Jesus’ story of the tiny mustard seed shows us that sometimes very small beginnings can produce amazing results that are way out of proportion to the expectations.

[NB the mustard plant referred to is not the ‘mustard and cress’ we are familiar with.]

  • Mother Teresa of Calcutta began an orphanage with such a vision. She told her superiors, "I have three pennies and a dream to build an orphanage." "Mother Teresa," her superiors replied very gently, "You cannot build an orphanage with three pennies ... with three pennies you can’t do anything." "I know," she said, smiling, "but with God and three pennies I can do anything." The parable of the mustard seed reminds us that God’s beginnings may be small, but the results great. (see also stories of Gladys Aylward and others).
  • Without a kite and Homan Walsh, a ten-year-old boy, the Niagara Falls Bridge would not have been built in 1847. The problem was how to get the first line across the steep cliffs, rapids and swirling winds. First Homan crossed the river on a ferry lower on the river since the prevailing winds came from the Canadian side. He hiked back to the cliff chosen by the engineer and launched his kite and released more and more line as the kite sailed to the American shore. Then he waited for the winds to subside after sunset. It was a long wait, but finally the line became slack, and he reeled it in.
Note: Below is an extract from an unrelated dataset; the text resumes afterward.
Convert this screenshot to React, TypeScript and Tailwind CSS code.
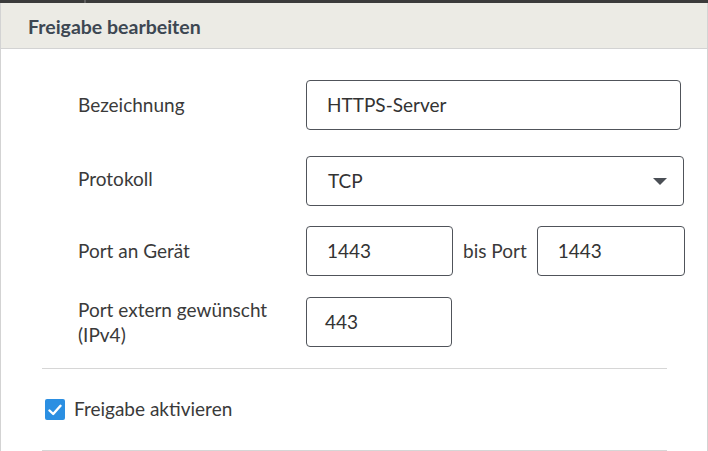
import React from 'react';

const fieldBox =
    'h-[50px] border border-[#50545a] rounded-[4px] bg-white flex items-center text-[19px] text-[#333]';

export default function App() {
    return (
        <div className="w-[708px] h-[451px] overflow-hidden bg-white font-['Lato',sans-serif] text-[#3a3a3a]">
            {/* dark top strip */}
            <div className="relative h-[3px] bg-[#3b3b3b]">
                <div className="absolute left-[84px] top-0 w-[2px] h-full bg-[#5e5e5e]" />
            </div>

            <div className="h-[448px] border-l border-r border-[#d3d3d3]">
                {/* header */}
                <div className="h-[46px] bg-[#ecebe5] border-b border-[#d3d3d3] flex items-center pl-[27px]">
                    <h1 className="text-[19.5px] font-bold text-[#3d4752] pt-[2px]">Freigabe bearbeiten</h1>
                </div>

                {/* form */}
                <div className="pt-[31px]">
                    <div className="flex items-center pl-[77px]">
                        <label className="w-[228px] text-[19px]">Bezeichnung</label>
                        <div className={`${fieldBox} w-[375px] pl-[20px]`}>HTTPS-Server</div>
                    </div>

                    <div className="flex items-center pl-[77px] mt-[26px]">
                        <label className="w-[228px] text-[19px] -mt-[4px]">Protokoll</label>
                        <div className={`${fieldBox} w-[378px] pl-[21px] pr-[16px] justify-between`}>
                            <span>TCP</span>
                            <svg width="14" height="7" viewBox="0 0 14 7">
                                <polygon points="0,0 14,0 7,7" fill="#4a4f55" />
                            </svg>
                        </div>
                    </div>

                    <div className="flex items-center pl-[77px] mt-[20px]">
                        <label className="w-[228px] text-[19px]">Port an Gerät</label>
                        <div className={`${fieldBox} w-[147px] pl-[20px]`}>1443</div>
                        <span className="text-[19px] mx-[10px]">bis Port</span>
                        <div className={`${fieldBox} w-[148px] pl-[20px]`}>1443</div>
                    </div>

                    <div className="flex items-center pl-[77px] mt-[21px]">
                        <label className="w-[228px] text-[19px] leading-[25px]">
                            Port extern gewünscht
                            <br />
                            (IPv4)
                        </label>
                        <div className={`${fieldBox} w-[146px] pl-[18px]`}>443</div>
                    </div>

                    <div className="ml-[41px] w-[625px] h-px bg-[#d6d6d6] mt-[21px]" />

                    <div className="h-[81px] flex items-center pl-[44px] gap-[9px]">
                        <span className="w-[20px] h-[21px] rounded-[2px] bg-[#2b8fe2] flex items-center justify-center">
                            <svg width="14" height="12" viewBox="0 0 14 12" fill="none">
                                <path d="M1.5 6.5 L5.2 10 L12.5 1.8" stroke="#fff" strokeWidth="2.4" strokeLinecap="round" strokeLinejoin="round" />
                            </svg>
                        </span>
                        <span className="text-[19px]">Freigabe aktivieren</span>
                    </div>

                    <div className="ml-[41px] w-[625px] h-px bg-[#d6d6d6]" />
                </div>
            </div>
        </div>
    );
}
Unfortunately, the line had fallen into the gorge where the sharp ice had shredded it. Because of bad weather Homan stayed with a family on the Canadian side for eight days before a second, successful, attempt. After securing the initial kite string, progressively heavier and heavier line was fed across until a steel cable that connected across the gorge, and the bridge construction could begin. Homan Walsh was rewarded with a $10 cash prize.
  • Knowing that there are choices to be made can empower people. The tale is told that some residents in a care home complained to the cook that they were only ever offered vanilla ice-cream. Could they not have chocolate or strawberry as a change? The following week three flavours of ice-cream were offered, but only the vanilla was chosen. But everyone was happy and felt better because there was now an option to choose.